Now for the question: I need a little help modifying the SCAD files for the frame and some help doing the math for the longer robs.
I would really appreciate the help and accommodate if needed.

Thank you,
Christopher Koch
Re: Enlarging the rostock mini
February 20, 2015 01:02PM
I can't help you with the frame, but I can help with the maths for the rods. The critical factor is the ratio of rod length (measured between the centres of the bearings) to the delta radius. To work out the delta radius, take the points on the carriages midway between the pairs of bearings used to attach the diagonal rods, and work out the radius of the circle they are on. Call this the carriage radius. Then do the same for the pairs of bearings on the effector, and call this the effector radius. The difference between the two is the delta radius.

If you scale up the distance between the towers but keep the effector the same size, then the delta radius (and printable radius) will increase by more than that scaling factor. Increase the diagonal rod length so as to keep it the same multiple of the delta radius. On my Mini Kossel, the ratio of diagonal rod length to delta radius is 2.05. It may be a little different for the Rostock, but will probably still be close to 2.

Bear in mind that the print area of a delta is closer to a triangle or circle than a square, so it is usual to use a circular bed and not a square bed.



Large delta printer [miscsolutions.wordpress.com], E3D tool changer, Robotdigg SCARA printer, Crane Quad and Ormerod

Disclosure: I design Duet electronics and work on RepRapFirmware, [duet3d.com].
Re: Enlarging the rostock mini
February 20, 2015 04:09PM
Hi dc42,

I've worked out (rounding down) to 250mm does that sound about right?

Thank you for the help!
Ck
Re: Enlarging the rostock mini
February 20, 2015 04:44PM
Quote
mrboost
Hi dc42,

I've worked out (rounding down) to 250mm does that sound about right?

Thank you for the help!
Ck

It's hard to say, because I don't know the Rostock design. However, my Mini Kossel has 215mm rods, delta radius of 105mm, a print radius of 85mm. If I were to scale it up without changing the effector or carriage design, a 250mm rod length would correspond to a delta radius of 122mm, which would give me a print radius of 102mm, so a printable diameter of about 8 inches.
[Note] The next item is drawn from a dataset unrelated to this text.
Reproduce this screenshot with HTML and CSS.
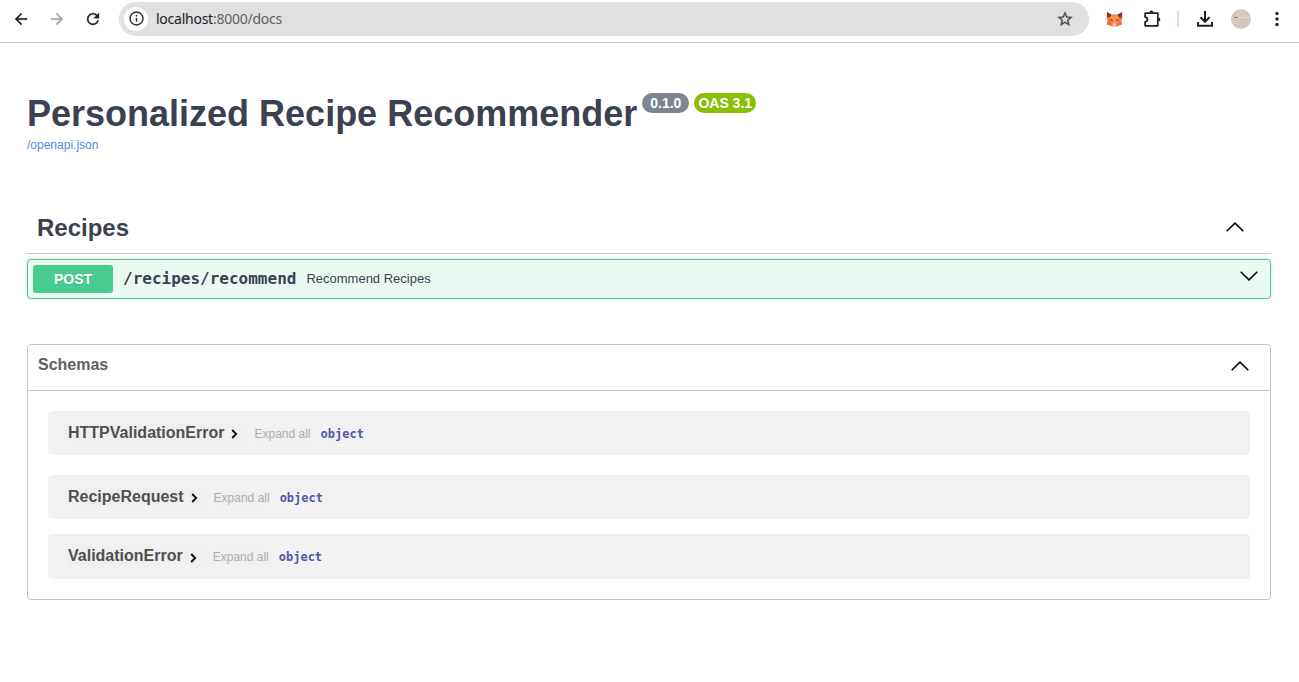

So perhaps 250mm is about right.



Large delta printer [miscsolutions.wordpress.com], E3D tool changer, Robotdigg SCARA printer, Crane Quad and Ormerod

Disclosure: I design Duet electronics and work on RepRapFirmware, [duet3d.com].
Re: Enlarging the rostock mini
February 23, 2015 02:25AM
You might be interested in my fork of the Rostock Mini Pro repo:

[github.com]

When you load the main rostock.scad into openscad, it issues a bunch of echo statements containing the various delta measurements needed by the firmwares, build volume, belt lengths, etc.

I've rolled in some extra changes from other peoples repositories, but have made it more parameterized, particularly if you want to scale things up. If you look in the configuration.scad you can set mini = true to use the "standard" Rostock Mini Pro parts and dimensions, or mini = false to switch to the configuration I am personally building (of course you can set your own variables in the configuration scad to pick and choose how you want it). Mine has:

* 1m tall, 12mm smooth rod
* Extra bracing at the motor end and idler end for stiffness with such a tall model - including the ability to use threaded rod to help initially set the between tower spacing (see [minow.blogspot.co.nz] for the inspiration)
* Magnetic ball hinges on the diagonal rods
* Custom 623 roller bearing based carriages rather than LMnUU (hoping it'll be quieter, we'll see).
* Larger build platform (I'm using a standard 200mm square Mk2 pcb HBP)

My printer is currently in construction - currently the physical construction is done, now hooking up motors, belts, wiring etc.